- Problem to work on
Pick out every line holding the string "this" and copy it.

- Listing
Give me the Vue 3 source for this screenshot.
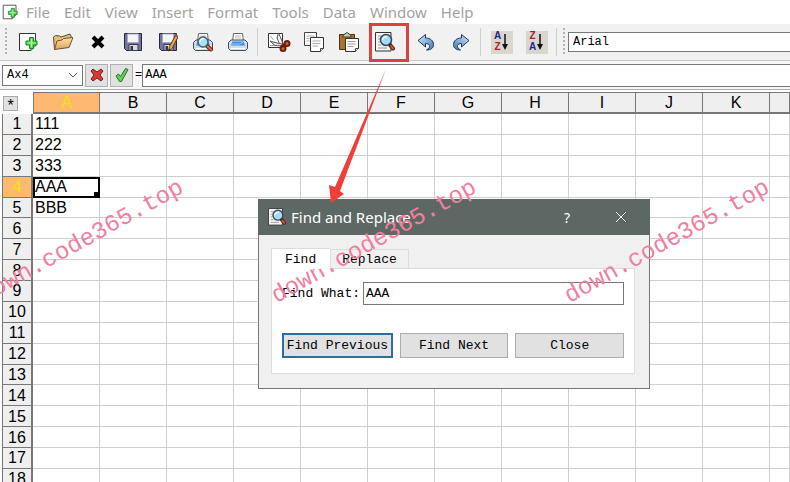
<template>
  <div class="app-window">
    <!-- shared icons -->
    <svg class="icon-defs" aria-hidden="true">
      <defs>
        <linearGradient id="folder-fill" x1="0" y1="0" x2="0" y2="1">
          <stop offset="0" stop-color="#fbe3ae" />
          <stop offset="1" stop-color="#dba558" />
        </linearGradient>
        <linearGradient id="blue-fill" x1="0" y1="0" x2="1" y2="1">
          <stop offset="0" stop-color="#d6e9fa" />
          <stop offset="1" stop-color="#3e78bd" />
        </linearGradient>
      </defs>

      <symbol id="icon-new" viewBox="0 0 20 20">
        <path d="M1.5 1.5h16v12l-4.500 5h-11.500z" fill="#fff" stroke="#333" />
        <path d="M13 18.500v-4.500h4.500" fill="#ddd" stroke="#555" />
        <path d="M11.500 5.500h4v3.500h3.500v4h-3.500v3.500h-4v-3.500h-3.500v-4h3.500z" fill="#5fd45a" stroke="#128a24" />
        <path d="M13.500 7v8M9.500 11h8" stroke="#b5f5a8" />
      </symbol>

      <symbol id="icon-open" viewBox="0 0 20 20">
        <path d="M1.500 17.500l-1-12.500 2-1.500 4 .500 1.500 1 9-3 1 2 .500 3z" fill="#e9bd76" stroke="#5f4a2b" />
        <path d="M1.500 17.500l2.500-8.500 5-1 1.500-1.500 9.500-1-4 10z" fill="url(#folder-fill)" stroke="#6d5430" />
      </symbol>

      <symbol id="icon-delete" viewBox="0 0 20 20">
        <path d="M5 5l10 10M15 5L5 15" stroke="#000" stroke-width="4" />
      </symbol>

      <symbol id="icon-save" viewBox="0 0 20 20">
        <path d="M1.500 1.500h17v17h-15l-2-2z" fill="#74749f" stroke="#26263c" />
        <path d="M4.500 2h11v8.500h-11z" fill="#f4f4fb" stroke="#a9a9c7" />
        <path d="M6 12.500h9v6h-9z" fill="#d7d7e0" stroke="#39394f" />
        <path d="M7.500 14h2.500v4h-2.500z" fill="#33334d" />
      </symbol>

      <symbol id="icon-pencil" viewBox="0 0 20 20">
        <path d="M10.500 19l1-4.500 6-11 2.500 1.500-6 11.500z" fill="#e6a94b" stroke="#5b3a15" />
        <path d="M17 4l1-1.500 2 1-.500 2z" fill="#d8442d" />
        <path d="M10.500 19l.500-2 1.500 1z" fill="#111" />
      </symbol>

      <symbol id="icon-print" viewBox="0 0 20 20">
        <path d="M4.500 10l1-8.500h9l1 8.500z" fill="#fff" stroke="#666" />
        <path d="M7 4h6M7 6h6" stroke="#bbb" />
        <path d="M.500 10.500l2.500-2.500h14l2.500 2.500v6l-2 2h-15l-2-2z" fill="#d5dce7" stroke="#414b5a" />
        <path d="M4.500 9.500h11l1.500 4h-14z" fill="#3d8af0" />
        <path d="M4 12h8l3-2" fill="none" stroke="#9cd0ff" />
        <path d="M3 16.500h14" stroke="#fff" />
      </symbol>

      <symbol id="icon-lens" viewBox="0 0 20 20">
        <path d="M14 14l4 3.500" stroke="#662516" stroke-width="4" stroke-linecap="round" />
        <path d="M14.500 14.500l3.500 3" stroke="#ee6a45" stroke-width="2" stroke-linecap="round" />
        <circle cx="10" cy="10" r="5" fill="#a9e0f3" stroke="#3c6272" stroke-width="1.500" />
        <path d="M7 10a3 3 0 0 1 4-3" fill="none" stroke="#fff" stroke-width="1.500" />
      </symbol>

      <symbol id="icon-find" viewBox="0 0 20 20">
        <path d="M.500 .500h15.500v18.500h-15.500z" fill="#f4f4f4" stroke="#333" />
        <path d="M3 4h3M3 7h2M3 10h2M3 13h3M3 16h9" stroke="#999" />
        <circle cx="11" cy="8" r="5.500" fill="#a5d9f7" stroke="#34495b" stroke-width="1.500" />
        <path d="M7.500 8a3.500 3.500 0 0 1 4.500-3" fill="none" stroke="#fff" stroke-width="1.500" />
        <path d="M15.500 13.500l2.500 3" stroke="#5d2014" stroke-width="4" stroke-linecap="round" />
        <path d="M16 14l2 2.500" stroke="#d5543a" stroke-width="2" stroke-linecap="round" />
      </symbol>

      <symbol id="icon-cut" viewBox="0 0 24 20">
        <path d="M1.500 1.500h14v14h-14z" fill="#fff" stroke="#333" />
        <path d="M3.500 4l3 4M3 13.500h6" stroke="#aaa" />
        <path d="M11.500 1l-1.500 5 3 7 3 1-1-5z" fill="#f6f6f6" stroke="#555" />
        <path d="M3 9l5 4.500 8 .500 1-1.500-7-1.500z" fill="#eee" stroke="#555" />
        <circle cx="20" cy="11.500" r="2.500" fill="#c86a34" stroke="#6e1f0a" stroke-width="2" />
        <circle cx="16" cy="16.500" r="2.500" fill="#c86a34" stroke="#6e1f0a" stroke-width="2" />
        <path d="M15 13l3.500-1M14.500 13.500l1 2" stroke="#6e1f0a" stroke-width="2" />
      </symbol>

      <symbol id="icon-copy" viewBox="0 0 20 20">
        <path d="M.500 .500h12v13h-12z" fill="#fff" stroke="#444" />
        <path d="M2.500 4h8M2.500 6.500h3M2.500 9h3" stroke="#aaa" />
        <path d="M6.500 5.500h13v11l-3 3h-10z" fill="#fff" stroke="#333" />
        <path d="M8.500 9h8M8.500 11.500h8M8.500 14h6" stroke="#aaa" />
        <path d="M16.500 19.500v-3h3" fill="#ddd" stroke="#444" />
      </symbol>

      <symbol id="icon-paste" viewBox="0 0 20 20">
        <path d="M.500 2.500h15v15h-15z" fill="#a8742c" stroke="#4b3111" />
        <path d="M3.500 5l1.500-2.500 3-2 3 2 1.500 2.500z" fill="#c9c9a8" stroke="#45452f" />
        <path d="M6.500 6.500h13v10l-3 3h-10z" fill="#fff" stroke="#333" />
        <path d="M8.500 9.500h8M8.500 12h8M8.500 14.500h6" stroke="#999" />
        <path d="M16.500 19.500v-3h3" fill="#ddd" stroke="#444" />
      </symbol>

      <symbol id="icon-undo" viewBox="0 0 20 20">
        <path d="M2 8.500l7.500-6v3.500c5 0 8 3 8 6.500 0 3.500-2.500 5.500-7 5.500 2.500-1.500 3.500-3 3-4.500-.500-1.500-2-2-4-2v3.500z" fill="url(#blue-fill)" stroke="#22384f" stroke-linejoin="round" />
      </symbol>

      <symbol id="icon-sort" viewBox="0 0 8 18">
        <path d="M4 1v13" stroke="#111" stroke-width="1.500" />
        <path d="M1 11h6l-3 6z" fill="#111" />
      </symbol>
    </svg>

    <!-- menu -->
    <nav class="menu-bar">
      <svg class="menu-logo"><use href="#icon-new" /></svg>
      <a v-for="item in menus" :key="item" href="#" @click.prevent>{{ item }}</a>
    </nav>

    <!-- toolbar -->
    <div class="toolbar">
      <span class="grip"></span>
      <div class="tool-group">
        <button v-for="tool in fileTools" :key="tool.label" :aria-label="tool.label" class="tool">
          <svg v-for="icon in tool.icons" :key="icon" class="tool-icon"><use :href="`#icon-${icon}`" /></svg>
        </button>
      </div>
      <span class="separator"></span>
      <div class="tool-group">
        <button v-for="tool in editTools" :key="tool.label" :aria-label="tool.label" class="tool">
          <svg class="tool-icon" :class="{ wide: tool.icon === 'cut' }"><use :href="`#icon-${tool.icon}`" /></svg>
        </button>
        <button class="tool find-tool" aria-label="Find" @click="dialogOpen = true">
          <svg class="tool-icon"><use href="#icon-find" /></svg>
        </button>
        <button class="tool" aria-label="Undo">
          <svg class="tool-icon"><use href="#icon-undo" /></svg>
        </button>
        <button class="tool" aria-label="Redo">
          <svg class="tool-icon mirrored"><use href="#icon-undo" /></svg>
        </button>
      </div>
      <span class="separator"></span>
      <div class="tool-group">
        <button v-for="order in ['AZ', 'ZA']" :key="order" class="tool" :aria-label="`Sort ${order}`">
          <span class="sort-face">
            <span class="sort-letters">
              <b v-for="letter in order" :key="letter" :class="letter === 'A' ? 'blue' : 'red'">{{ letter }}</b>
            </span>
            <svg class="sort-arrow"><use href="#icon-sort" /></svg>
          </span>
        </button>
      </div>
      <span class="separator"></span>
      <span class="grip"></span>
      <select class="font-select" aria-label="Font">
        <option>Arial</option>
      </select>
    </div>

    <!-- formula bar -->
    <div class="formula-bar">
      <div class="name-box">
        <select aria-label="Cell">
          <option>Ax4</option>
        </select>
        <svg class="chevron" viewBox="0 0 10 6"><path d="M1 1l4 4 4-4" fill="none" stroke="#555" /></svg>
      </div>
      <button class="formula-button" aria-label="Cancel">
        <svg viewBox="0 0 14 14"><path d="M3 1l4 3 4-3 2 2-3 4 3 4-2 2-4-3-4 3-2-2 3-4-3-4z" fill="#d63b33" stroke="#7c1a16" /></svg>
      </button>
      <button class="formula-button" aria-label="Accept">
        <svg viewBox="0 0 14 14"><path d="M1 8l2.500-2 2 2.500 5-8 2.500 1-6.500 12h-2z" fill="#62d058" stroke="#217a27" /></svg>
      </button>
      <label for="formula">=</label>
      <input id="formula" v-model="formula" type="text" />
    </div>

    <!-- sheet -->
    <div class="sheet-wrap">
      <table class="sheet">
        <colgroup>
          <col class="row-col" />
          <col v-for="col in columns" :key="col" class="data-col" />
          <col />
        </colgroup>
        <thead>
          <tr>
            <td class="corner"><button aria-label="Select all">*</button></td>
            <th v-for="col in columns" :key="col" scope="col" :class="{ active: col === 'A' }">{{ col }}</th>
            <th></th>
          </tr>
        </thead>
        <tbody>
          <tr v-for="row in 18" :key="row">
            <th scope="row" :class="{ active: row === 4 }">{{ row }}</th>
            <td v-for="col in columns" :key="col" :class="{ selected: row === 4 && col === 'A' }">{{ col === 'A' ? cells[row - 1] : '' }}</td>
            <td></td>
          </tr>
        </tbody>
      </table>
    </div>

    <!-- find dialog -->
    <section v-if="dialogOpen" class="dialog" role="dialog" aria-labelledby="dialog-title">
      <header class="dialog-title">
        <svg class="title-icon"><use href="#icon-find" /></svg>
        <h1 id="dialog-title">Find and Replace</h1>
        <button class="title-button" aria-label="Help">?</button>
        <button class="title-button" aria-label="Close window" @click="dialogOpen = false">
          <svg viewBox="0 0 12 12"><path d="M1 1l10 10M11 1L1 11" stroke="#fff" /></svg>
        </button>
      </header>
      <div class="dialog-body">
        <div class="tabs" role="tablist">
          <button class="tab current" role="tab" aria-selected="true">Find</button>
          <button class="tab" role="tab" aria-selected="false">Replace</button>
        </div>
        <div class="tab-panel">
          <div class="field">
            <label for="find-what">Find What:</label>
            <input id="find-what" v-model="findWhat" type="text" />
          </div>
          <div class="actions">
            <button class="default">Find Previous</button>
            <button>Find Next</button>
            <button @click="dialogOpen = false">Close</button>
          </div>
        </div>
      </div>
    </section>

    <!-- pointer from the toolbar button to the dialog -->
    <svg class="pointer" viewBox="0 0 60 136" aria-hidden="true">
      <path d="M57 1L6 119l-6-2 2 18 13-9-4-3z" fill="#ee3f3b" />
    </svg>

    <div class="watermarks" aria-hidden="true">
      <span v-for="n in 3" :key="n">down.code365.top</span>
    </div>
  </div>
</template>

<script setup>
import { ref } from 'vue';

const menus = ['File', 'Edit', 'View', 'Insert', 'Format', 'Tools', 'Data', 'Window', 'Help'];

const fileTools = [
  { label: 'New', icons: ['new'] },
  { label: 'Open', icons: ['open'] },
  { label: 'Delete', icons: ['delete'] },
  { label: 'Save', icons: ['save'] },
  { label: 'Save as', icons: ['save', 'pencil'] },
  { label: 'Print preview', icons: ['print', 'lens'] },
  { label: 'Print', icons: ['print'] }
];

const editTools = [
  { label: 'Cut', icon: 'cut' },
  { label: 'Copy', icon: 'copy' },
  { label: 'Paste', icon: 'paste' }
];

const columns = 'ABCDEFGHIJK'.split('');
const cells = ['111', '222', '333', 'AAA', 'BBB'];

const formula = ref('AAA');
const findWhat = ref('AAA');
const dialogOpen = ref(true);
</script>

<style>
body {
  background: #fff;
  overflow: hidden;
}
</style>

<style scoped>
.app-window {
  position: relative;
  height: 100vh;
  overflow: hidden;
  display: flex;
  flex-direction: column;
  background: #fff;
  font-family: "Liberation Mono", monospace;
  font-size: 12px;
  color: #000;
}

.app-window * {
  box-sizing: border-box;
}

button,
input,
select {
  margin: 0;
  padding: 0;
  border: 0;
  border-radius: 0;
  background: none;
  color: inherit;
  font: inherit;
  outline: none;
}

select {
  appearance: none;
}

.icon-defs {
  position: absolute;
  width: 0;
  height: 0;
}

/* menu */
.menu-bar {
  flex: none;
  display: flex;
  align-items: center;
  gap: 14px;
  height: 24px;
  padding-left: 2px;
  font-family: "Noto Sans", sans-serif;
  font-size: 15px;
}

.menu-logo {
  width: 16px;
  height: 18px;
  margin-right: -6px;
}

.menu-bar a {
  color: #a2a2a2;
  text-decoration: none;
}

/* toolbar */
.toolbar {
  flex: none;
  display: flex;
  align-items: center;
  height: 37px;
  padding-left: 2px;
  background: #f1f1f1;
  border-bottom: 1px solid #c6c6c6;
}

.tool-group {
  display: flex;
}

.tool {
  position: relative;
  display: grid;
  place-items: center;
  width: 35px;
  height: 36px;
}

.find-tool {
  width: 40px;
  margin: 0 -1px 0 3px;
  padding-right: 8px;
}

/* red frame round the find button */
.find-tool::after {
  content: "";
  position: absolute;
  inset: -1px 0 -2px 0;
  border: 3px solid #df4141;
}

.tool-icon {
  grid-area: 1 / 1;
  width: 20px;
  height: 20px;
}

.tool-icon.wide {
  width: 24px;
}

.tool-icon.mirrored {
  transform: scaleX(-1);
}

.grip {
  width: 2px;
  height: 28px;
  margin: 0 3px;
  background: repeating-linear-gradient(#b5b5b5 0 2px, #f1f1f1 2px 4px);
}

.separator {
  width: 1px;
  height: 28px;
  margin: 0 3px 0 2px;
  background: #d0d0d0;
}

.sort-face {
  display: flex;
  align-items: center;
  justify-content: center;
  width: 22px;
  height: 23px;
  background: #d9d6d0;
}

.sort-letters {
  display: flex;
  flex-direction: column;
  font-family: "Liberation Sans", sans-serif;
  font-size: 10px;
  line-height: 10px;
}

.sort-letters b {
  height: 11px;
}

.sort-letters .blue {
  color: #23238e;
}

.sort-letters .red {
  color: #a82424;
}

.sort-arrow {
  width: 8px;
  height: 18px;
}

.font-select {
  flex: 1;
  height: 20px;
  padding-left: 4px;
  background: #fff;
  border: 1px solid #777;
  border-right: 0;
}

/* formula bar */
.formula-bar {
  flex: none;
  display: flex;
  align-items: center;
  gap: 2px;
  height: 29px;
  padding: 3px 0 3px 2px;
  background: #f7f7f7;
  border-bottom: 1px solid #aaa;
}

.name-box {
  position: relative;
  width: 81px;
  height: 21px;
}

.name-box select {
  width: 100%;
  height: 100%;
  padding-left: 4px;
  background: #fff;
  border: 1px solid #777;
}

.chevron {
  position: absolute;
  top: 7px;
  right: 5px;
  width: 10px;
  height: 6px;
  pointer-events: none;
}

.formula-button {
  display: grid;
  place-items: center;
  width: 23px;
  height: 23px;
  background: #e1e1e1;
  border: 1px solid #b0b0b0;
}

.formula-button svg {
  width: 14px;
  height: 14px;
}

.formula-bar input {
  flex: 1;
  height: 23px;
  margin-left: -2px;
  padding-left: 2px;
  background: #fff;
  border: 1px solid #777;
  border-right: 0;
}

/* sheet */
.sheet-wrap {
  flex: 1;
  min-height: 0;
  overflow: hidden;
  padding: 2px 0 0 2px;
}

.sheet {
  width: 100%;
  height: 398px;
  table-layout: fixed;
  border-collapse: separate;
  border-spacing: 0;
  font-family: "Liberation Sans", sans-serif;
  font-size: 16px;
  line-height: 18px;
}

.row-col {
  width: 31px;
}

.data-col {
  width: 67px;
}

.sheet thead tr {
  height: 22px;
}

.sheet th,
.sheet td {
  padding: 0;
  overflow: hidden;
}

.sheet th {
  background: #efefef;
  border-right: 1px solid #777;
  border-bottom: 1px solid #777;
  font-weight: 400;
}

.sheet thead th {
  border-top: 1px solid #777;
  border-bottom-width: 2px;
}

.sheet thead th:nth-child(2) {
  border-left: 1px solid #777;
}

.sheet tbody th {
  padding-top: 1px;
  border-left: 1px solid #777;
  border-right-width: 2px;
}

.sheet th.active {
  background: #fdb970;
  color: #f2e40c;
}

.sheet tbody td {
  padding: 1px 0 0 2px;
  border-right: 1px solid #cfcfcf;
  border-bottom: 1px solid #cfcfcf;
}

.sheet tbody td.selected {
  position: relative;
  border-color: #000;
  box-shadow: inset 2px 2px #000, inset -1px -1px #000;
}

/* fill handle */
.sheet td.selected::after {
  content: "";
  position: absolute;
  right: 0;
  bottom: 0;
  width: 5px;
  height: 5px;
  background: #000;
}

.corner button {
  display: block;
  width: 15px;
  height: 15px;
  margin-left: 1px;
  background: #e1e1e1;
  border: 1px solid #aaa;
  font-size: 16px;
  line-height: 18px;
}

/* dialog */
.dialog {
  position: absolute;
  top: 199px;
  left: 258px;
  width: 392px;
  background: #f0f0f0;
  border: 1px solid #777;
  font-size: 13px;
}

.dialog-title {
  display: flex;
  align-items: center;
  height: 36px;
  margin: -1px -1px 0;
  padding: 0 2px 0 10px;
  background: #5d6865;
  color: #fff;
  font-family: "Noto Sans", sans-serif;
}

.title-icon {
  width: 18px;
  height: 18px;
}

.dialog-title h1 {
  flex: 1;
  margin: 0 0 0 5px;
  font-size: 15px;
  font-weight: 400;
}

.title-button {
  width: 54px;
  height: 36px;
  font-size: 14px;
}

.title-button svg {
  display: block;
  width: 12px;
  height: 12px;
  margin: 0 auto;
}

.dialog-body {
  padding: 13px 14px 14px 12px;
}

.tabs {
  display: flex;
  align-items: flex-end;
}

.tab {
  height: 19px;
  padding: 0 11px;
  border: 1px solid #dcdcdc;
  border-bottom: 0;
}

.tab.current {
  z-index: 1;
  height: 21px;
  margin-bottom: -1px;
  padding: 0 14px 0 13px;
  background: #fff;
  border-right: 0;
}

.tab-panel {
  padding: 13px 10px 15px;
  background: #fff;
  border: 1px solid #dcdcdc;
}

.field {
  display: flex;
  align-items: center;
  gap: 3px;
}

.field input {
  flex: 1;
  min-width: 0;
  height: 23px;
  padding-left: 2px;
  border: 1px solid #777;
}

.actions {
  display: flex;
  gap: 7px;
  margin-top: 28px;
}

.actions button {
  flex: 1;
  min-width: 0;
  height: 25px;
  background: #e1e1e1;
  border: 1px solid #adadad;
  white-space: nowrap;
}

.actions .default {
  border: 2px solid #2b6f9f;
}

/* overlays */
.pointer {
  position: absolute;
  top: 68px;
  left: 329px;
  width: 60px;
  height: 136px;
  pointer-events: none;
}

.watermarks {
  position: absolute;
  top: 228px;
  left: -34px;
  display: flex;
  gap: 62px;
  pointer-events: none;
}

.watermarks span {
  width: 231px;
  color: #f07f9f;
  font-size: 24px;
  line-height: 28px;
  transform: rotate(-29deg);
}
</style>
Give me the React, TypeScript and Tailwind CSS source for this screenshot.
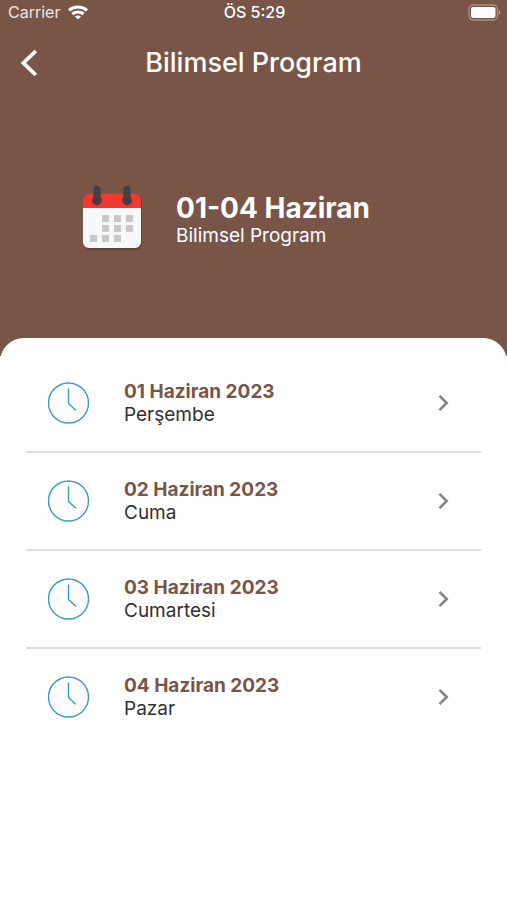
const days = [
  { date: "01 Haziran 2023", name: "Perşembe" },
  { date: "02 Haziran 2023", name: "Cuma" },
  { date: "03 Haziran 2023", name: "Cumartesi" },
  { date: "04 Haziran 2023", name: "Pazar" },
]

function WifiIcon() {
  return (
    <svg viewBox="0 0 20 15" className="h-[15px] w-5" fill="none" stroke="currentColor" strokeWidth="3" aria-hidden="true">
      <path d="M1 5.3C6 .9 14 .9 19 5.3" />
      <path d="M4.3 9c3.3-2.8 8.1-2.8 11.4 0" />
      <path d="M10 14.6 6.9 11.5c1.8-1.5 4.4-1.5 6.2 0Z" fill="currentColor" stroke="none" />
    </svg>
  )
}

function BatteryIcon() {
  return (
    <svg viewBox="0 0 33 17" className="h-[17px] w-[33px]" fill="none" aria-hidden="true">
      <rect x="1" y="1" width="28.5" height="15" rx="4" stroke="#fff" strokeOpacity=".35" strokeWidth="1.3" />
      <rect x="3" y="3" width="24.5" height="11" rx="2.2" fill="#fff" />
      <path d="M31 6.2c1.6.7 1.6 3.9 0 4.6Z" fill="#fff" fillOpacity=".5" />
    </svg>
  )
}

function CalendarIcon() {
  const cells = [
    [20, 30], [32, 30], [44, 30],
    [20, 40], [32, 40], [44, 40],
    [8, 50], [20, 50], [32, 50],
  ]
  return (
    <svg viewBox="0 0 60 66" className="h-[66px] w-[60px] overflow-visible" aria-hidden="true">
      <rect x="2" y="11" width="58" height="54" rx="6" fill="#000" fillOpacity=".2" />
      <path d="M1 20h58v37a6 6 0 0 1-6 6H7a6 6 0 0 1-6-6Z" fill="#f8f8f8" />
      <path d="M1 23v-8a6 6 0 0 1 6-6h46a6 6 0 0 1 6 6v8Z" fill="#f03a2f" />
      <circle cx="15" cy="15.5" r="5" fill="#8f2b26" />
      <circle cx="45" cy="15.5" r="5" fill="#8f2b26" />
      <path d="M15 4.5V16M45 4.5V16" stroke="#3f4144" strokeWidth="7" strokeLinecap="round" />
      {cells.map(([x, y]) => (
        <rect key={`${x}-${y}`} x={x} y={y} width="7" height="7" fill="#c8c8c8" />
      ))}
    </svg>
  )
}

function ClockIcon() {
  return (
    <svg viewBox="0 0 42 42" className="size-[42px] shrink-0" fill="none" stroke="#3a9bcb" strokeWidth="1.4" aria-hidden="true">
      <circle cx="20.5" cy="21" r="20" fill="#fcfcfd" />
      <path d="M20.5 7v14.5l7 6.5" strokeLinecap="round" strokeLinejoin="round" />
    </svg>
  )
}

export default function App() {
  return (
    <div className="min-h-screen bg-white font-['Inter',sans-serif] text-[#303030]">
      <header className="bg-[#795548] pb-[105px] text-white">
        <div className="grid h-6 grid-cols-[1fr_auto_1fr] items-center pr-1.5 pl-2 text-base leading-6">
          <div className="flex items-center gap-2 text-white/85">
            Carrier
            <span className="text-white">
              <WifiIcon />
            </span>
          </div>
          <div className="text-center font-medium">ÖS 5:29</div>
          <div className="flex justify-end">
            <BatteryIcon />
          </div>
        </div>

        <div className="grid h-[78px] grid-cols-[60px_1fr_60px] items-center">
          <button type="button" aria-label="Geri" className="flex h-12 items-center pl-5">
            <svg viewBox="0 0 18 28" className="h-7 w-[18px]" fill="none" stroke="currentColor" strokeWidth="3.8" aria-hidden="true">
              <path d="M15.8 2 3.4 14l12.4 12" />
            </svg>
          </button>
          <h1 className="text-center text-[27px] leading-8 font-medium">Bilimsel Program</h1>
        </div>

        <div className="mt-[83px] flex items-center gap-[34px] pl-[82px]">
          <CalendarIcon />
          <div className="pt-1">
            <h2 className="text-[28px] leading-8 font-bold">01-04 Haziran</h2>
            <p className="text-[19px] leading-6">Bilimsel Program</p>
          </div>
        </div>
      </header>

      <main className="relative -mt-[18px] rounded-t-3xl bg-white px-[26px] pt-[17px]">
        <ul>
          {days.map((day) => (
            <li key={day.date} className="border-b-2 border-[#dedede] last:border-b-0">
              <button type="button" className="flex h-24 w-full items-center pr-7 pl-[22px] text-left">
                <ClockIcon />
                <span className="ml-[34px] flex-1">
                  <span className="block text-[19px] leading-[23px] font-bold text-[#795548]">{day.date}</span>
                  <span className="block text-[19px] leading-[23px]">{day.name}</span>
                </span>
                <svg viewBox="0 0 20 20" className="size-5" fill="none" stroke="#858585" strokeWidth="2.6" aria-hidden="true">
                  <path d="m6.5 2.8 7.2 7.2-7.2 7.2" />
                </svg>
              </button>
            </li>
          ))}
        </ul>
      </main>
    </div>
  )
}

- Finished answer
Give me the Vue 3 source for this screenshot.
Give me the React, TypeScript and Tailwind CSS source for this screenshot.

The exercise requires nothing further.